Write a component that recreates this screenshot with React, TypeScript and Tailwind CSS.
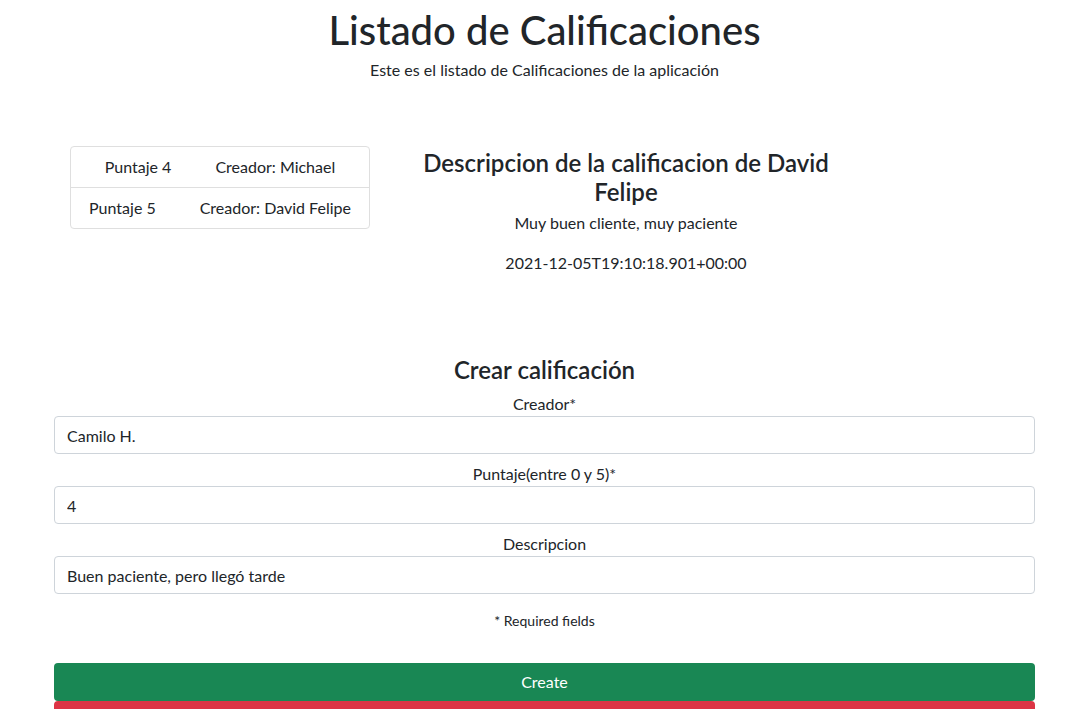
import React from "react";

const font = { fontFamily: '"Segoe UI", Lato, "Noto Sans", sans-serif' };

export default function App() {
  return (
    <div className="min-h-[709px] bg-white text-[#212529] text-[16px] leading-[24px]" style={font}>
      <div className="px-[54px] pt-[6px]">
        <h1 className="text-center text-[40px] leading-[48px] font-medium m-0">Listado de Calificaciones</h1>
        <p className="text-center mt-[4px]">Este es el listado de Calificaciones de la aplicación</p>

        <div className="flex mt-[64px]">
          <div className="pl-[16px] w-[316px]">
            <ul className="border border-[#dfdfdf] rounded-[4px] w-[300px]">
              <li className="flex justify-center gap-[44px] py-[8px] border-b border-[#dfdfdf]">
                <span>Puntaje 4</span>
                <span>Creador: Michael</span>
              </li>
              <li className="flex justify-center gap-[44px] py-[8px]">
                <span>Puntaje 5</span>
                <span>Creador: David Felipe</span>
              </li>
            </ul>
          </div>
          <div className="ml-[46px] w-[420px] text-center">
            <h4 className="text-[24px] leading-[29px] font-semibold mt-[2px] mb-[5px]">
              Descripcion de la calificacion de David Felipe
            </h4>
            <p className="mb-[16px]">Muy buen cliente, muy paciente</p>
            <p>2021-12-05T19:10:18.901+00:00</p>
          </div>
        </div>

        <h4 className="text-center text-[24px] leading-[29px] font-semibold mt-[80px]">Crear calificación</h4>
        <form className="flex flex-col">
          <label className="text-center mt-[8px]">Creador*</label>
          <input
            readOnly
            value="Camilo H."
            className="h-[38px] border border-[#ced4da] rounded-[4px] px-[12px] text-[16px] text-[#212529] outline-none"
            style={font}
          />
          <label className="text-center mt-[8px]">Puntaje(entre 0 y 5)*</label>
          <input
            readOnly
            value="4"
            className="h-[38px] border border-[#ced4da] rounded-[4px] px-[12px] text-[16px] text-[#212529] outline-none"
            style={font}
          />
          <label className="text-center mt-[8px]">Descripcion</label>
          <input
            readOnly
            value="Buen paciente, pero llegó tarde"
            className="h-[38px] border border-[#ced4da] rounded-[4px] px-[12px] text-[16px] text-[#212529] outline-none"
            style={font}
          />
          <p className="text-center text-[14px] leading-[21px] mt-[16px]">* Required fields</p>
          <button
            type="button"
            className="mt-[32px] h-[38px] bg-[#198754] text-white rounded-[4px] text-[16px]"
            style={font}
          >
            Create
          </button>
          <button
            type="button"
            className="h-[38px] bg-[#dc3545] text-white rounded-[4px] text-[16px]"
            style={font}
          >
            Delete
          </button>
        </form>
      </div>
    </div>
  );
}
···
### Exercise instructions
Leaving the pictures aside, transcribe the entire listing exactly.

### Task output
Write a component that recreates this screenshot with React, TypeScript and Tailwind CSS.
import React from "react";

const font = { fontFamily: '"Segoe UI", Lato, "Noto Sans", sans-serif' };

export default function App() {
  return (
    <div className="min-h-[709px] bg-white text-[#212529] text-[16px] leading-[24px]" style={font}>
      <div className="px-[54px] pt-[6px]">
        <h1 className="text-center text-[40px] leading-[48px] font-medium m-0">Listado de Calificaciones</h1>
        <p className="text-center mt-[4px]">Este es el listado de Calificaciones de la aplicación</p>

        <div className="flex mt-[64px]">
          <div className="pl-[16px] w-[316px]">
            <ul className="border border-[#dfdfdf] rounded-[4px] w-[300px]">
              <li className="flex justify-center gap-[44px] py-[8px] border-b border-[#dfdfdf]">
                <span>Puntaje 4</span>
                <span>Creador: Michael</span>
              </li>
              <li className="flex justify-center gap-[44px] py-[8px]">
                <span>Puntaje 5</span>
                <span>Creador: David Felipe</span>
              </li>
            </ul>
          </div>
          <div className="ml-[46px] w-[420px] text-center">
            <h4 className="text-[24px] leading-[29px] font-semibold mt-[2px] mb-[5px]">
              Descripcion de la calificacion de David Felipe
            </h4>
            <p className="mb-[16px]">Muy buen cliente, muy paciente</p>
            <p>2021-12-05T19:10:18.901+00:00</p>
          </div>
        </div>

        <h4 className="text-center text-[24px] leading-[29px] font-semibold mt-[80px]">Crear calificación</h4>
        <form className="flex flex-col">
          <label className="text-center mt-[8px]">Creador*</label>
          <input
            readOnly
            value="Camilo H."
            className="h-[38px] border border-[#ced4da] rounded-[4px] px-[12px] text-[16px] text-[#212529] outline-none"
            style={font}
          />
          <label className="text-center mt-[8px]">Puntaje(entre 0 y 5)*</label>
          <input
            readOnly
            value="4"
            className="h-[38px] border border-[#ced4da] rounded-[4px] px-[12px] text-[16px] text-[#212529] outline-none"
            style={font}
          />
          <label className="text-center mt-[8px]">Descripcion</label>
          <input
            readOnly
            value="Buen paciente, pero llegó tarde"
            className="h-[38px] border border-[#ced4da] rounded-[4px] px-[12px] text-[16px] text-[#212529] outline-none"
            style={font}
          />
          <p className="text-center text-[14px] leading-[21px] mt-[16px]">* Required fields</p>
          <button
            type="button"
            className="mt-[32px] h-[38px] bg-[#198754] text-white rounded-[4px] text-[16px]"
            style={font}
          >
            Create
          </button>
          <button
            type="button"
            className="h-[38px] bg-[#dc3545] text-white rounded-[4px] text-[16px]"
            style={font}
          >
            Delete
          </button>
        </form>
      </div>
    </div>
  );
}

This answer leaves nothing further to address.